I thought I was getting the grasp of neo4j. It turns out I am not. I have a long query I'm running. When I run with any 2 of the optional matches it runs in like 20 seconds. But if I had any third optional match (doesn't seem to matter which one) it will take nearly 15 minutes to run. I can't quite figure it out. I understand (somewhat) that optional matches order matters because they take all of the already matched stuff before them and use those "rows" to check the optional match thus getting exponentially more costly with each one. I thought if I added carefully placed "with" statements between each one, I could try to filter only the things that are necessary into each one.
My optional matches don't really have THAT much to do with each other. I'd actually do it as 3-4 different neo4j queries but my boss wants me to do it all in one query.

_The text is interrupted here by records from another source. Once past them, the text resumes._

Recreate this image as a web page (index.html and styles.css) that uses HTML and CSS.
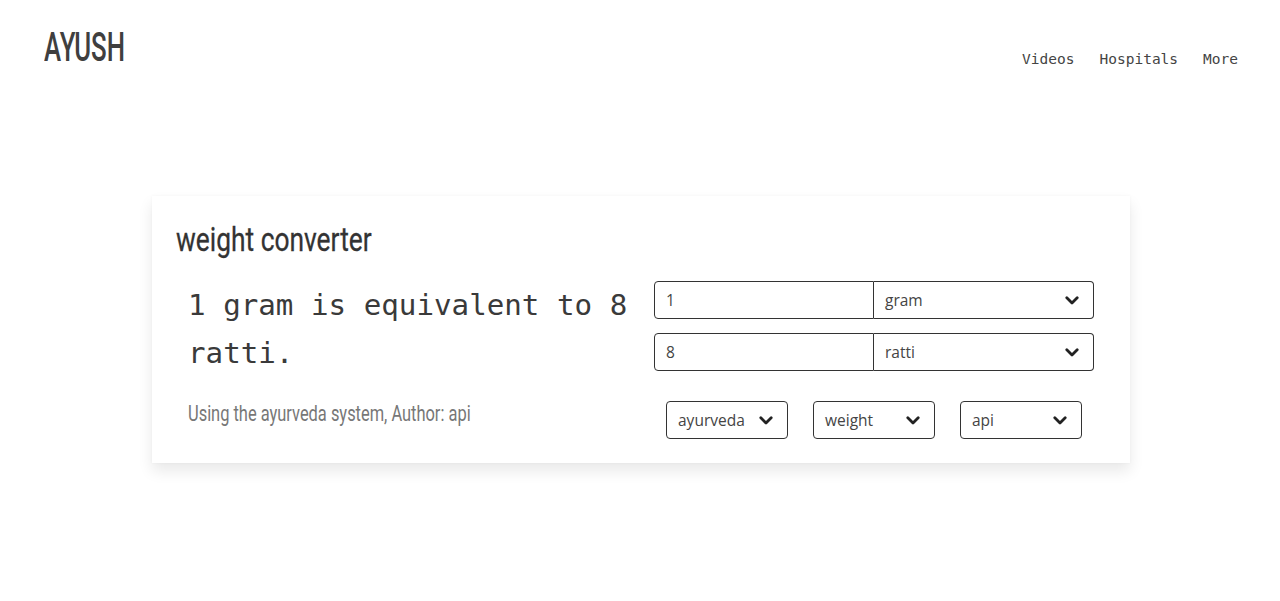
FILE: index.html
```html
<!DOCTYPE html>
<html lang="en">
<head>
<meta charset="utf-8">
<title>AYUSH - weight converter</title>
<link rel="stylesheet" href="styles.css">
</head>
<body>
<header class="topbar">
  <div class="brand"><span class="narrow">AYUSH</span></div>
  <nav class="nav">
    <a href="#">Videos</a>
    <a href="#">Hospitals</a>
    <a href="#">More</a>
  </nav>
</header>
<main class="main">
  <section class="card">
    <h1 class="card-title"><span class="narrow">weight converter</span></h1>
    <div class="grid">
      <p class="result">1 gram is equivalent to 8 ratti.</p>
      <div class="pairs">
        <div class="pair">
          <div class="field">1</div>
          <div class="field select">gram
            <svg class="chev" viewBox="0 0 14 9"><path d="M1.8 1.8 L7 7 L12.2 1.8"/></svg>
          </div>
        </div>
        <div class="pair">
          <div class="field">8</div>
          <div class="field select">ratti
            <svg class="chev" viewBox="0 0 14 9"><path d="M1.8 1.8 L7 7 L12.2 1.8"/></svg>
          </div>
        </div>
      </div>
      <p class="author"><span class="narrow">Using the ayurveda system, Author: api</span></p>
      <div class="filters">
        <div class="small-select">ayurveda<svg class="chev" viewBox="0 0 14 9"><path d="M1.8 1.8 L7 7 L12.2 1.8"/></svg></div>
        <div class="small-select">weight<svg class="chev" viewBox="0 0 14 9"><path d="M1.8 1.8 L7 7 L12.2 1.8"/></svg></div>
        <div class="small-select">api<svg class="chev" viewBox="0 0 14 9"><path d="M1.8 1.8 L7 7 L12.2 1.8"/></svg></div>
      </div>
    </div>
  </section>
</main>
</body>
</html>
```

FILE: styles.css
```css
* { box-sizing: border-box; }
html, body { margin: 0; padding: 0; background: #fff; }
body {
  font-family: "Open Sans", "Noto Sans", sans-serif;
  color: #333;
  width: 1280px;
  height: 601px;
  overflow: hidden;
}
.narrow {
  display: inline-block;
  white-space: nowrap;
  transform-origin: left center;
}
.topbar {
  display: flex;
  justify-content: space-between;
  align-items: flex-start;
  padding: 24px 42px 0 44px;
  height: 196px;
}
.brand {
  font-family: Roboto, "Liberation Sans", sans-serif;
  font-size: 40px;
  font-weight: 500;
  color: #3f3f3f;
  line-height: 48px;
}
.brand .narrow { transform: scaleX(0.645); }
.nav {
  display: flex;
  gap: 25px;
  padding-top: 25px;
}
.nav a {
  font-family: "DejaVu Sans Mono", "Liberation Mono", monospace;
  font-size: 14.5px;
  color: #444;
  text-decoration: none;
  line-height: 20px;
}
.main {
  display: flex;
  justify-content: center;
  padding-left: 2px;
}
.card {
  width: 978px;
  background: #fff;
  box-shadow: 0 8px 14px rgba(0,0,0,0.09), 0 0 3px rgba(0,0,0,0.04);
  padding: 24px 36px 24px 24px;
}
.card-title {
  margin: 0;
  font-family: Roboto, "Liberation Sans", sans-serif;
  font-weight: normal;
  font-size: 34px;
  line-height: 38px;
  color: #333;
  -webkit-text-stroke: 0.3px #333;
}
.card-title .narrow { transform: scaleX(0.775); }
.grid {
  margin-top: 23px;
  display: grid;
  grid-template-columns: 478px 440px;
  row-gap: 24px;
}
.result {
  margin: 0;
  padding-left: 12px;
  font-family: "DejaVu Sans Mono", "Liberation Mono", monospace;
  font-size: 29.2px;
  line-height: 48px;
  color: #3a3a3a;
}
.pairs {
  display: flex;
  flex-direction: column;
  gap: 14px;
}
.pair {
  display: flex;
}
.field {
  width: 220px;
  height: 38px;
  border: 1px solid #333;
  border-radius: 4px 0 0 4px;
  padding: 0 11px;
  display: flex;
  align-items: center;
  font-size: 15.5px;
  color: #444;
}
.field.select {
  border-left: none;
  border-radius: 0 4px 4px 0;
  justify-content: space-between;
  padding-right: 14px;
}
.chev {
  width: 14px;
  height: 9px;
  fill: none;
  stroke: #222;
  stroke-width: 2.8;
  stroke-linecap: round;
  stroke-linejoin: round;
}
.author {
  margin: 0;
  padding-left: 12px;
  font-family: Roboto, "Liberation Sans", sans-serif;
  font-size: 22.5px;
  line-height: 28px;
  color: #777;
  align-self: center;
  transform: translateY(-7px);
}
.author .narrow { transform: scaleX(0.73); }
.filters {
  display: flex;
  justify-content: space-between;
  padding: 0 12px;
}
.small-select {
  width: 122px;
  height: 38px;
  border: 1px solid #333;
  border-radius: 4px;
  padding: 0 14px 0 11px;
  display: flex;
  align-items: center;
  justify-content: space-between;
  font-size: 15.5px;
  color: #444;
}
```
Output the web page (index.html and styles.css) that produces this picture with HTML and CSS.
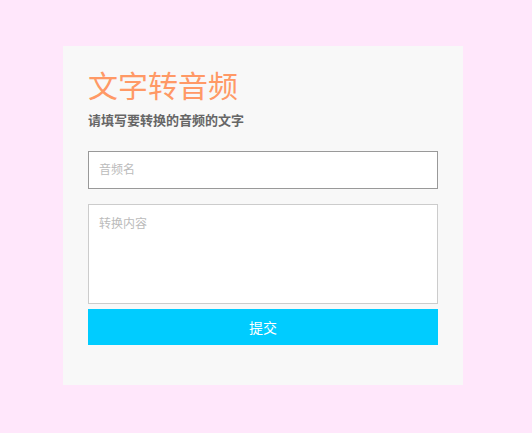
FILE: index.html
```html
<!DOCTYPE html>
<html lang="zh">
<head>
<meta charset="utf-8">
<title>文字转音频</title>
<link rel="stylesheet" href="styles.css">
</head>
<body>
<div class="page">
  <form class="card">
    <h1 class="title">文字转音频</h1>
    <p class="subtitle">请填写要转换的音频的文字</p>
    <input class="field" type="text" placeholder="音频名" autofocus>
    <textarea class="area" placeholder="转换内容"></textarea>
    <button class="submit" type="button">提交</button>
  </form>
</div>
</body>
</html>
```
FILE: styles.css
```css
html, body {
  margin: 0;
  padding: 0;
  background: #ffe7fb;
  font-family: "Liberation Sans", "Noto Sans CJK SC", sans-serif;
}
.page {
  padding: 46px 0 0 63px;
}
.card {
  box-sizing: border-box;
  width: 400px;
  background: #f8f8f8;
  padding: 21px 25px 40px;
  display: flex;
  flex-direction: column;
}
.title {
  margin: 0;
  font-size: 30px;
  line-height: 40px;
  font-weight: normal;
  color: #ff9966;
}
.subtitle {
  margin: 4px 0 20px;
  font-size: 13px;
  line-height: 20px;
  font-weight: bold;
  color: #666;
}
.field, .area {
  box-sizing: border-box;
  width: 350px;
  margin: 0;
  background: #fff;
  font-family: inherit;
  font-size: 12px;
  color: #333;
  outline: none;
  caret-color: #000;
}
.field {
  height: 38px;
  border: 1px solid #999;
  padding: 0 10px;
}
.area {
  height: 100px;
  margin-top: 15px;
  border: 1px solid #ccc;
  padding: 10px;
  resize: none;
  line-height: 18px;
}
.field::placeholder, .area::placeholder {
  color: #bbb;
}
.submit {
  margin-top: 5px;
  width: 350px;
  height: 36px;
  border: none;
  background: #00ccff;
  color: #fff;
  font-family: inherit;
  font-size: 14px;
  padding: 0;
}
```
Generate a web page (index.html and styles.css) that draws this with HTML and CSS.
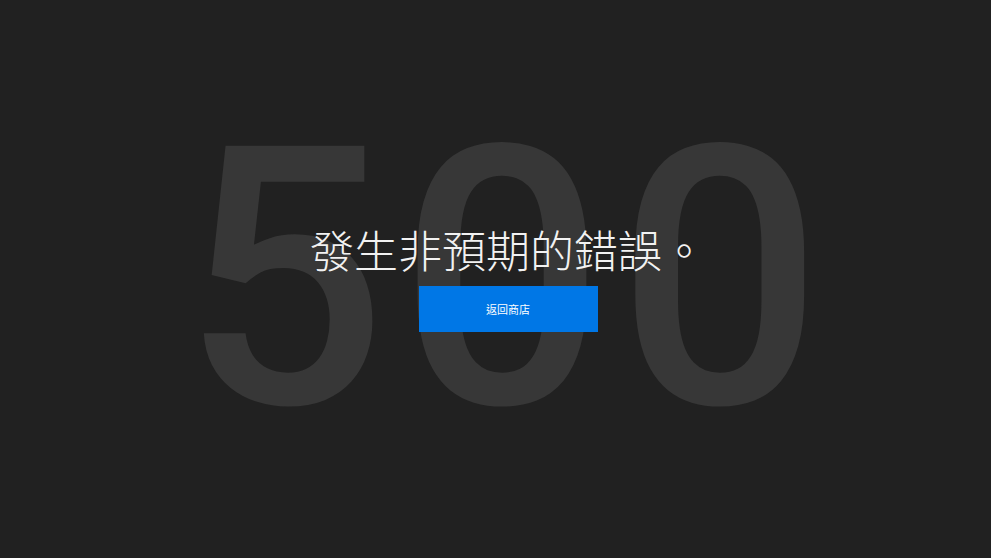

If it turns out that the performance is drastically better, I might end up defying his wishes. I'm going to give you the full query with a few names of things changed. It won't affect the query or anything, my work is technically open source but I'm still not supposed to share anything identifiable.
I also ran "Profile" to show the full tree.
profile
match (ds:Analysis)<-[:OUTPUT]-(a)<-[:INPUT]-(firstSample:Sample)<-[*]-(source:Source)
with ds, firstSample
optional match (ds)<-[*]-(othersample:Sample)
with ds, othersample, firstSample
where not othersample.location is null and not trim(othersample.location) = ''
optional match (source)-[:INPUT]->(oa)-[:OUTPUT]->(specialsample:Sample {sample_type:'protein'})-[*]->(ds)
with ds, othersample, firstSample, source, specialsample
optional match (ds)<-[*]-(finalsample:Sample)
with ds, othersample, firstSample, source, specialsample, finalsample
where not finalsample.metadata is null and not trim(finalsample.metadata) = ''
return ds.id, collect(distinct firstSample), collect(distinct source), collect(distinct othersample), collect(distinct specialsample), ds.alt_id, ds.status, ds.group_name, ds.group_uuid,
ds.created_timestamp, ds.created_email, ds.last_modified_timestamp, ds.last_modified_email, ds.lab_id, ds.data_types, collect(distinct finalsample)
This is hooking into a python script already written so I don't really have flexibility with the outputs or even the order that they are returned, but if necessary I might be able to do something about it.
Any advice would be appreciated. https://i.sstatic.net/9psgT.png
A couple of things I would try.
Aggregate early in your query instead of waiting until the end.
Use pattern comprehensions instead of OPTIONAL MATCH
where you can.
This might get you started.
match (ds:Analysis)<-[:OUTPUT]-(a)<-[:INPUT]-(firstSample:Sample)<-[*]-(source:Source)
WITH ds,
collect(distinct firstSample) as firstSamples,
collect(distinct source) as sources
UNWIND sources as source
OPTIONAL MATCH (source)-[:INPUT]->(oa)-[:OUTPUT]->(specialsample:Sample {sample_type:'protein'})-[*]->(ds)
WITH ds,
firstSamples,
collect(distinct source) AS sources,
collect(distinct specialsample) AS specialSamples
RETURN ds.id, ds.alt_id, ds.status, ds.group_name, ds.group_uuid,
ds.created_timestamp, ds.created_email, ds.last_modified_timestamp,
ds.last_modified_email, ds.lab_id, ds.data_types,
firstSamples,
sources,
specialSamples,
apoc.coll.toSet([(ds)<-[*]-(othersample:Sample)
where not othersample.location is null
and not trim(othersample.location) = '' | othersample])
AS otherSamples,
apoc.coll.toSet([(ds)<-[*]-(finalsample:Sample)
where not finalsample.metadata is null
and not trim(finalsample.metadata) = '' | finalsample])
AS finalSamples
You can see in the profile trace that the finalsamples portion of the query involves lots of rows. Are you sure your logic is correct in what you are asking for there?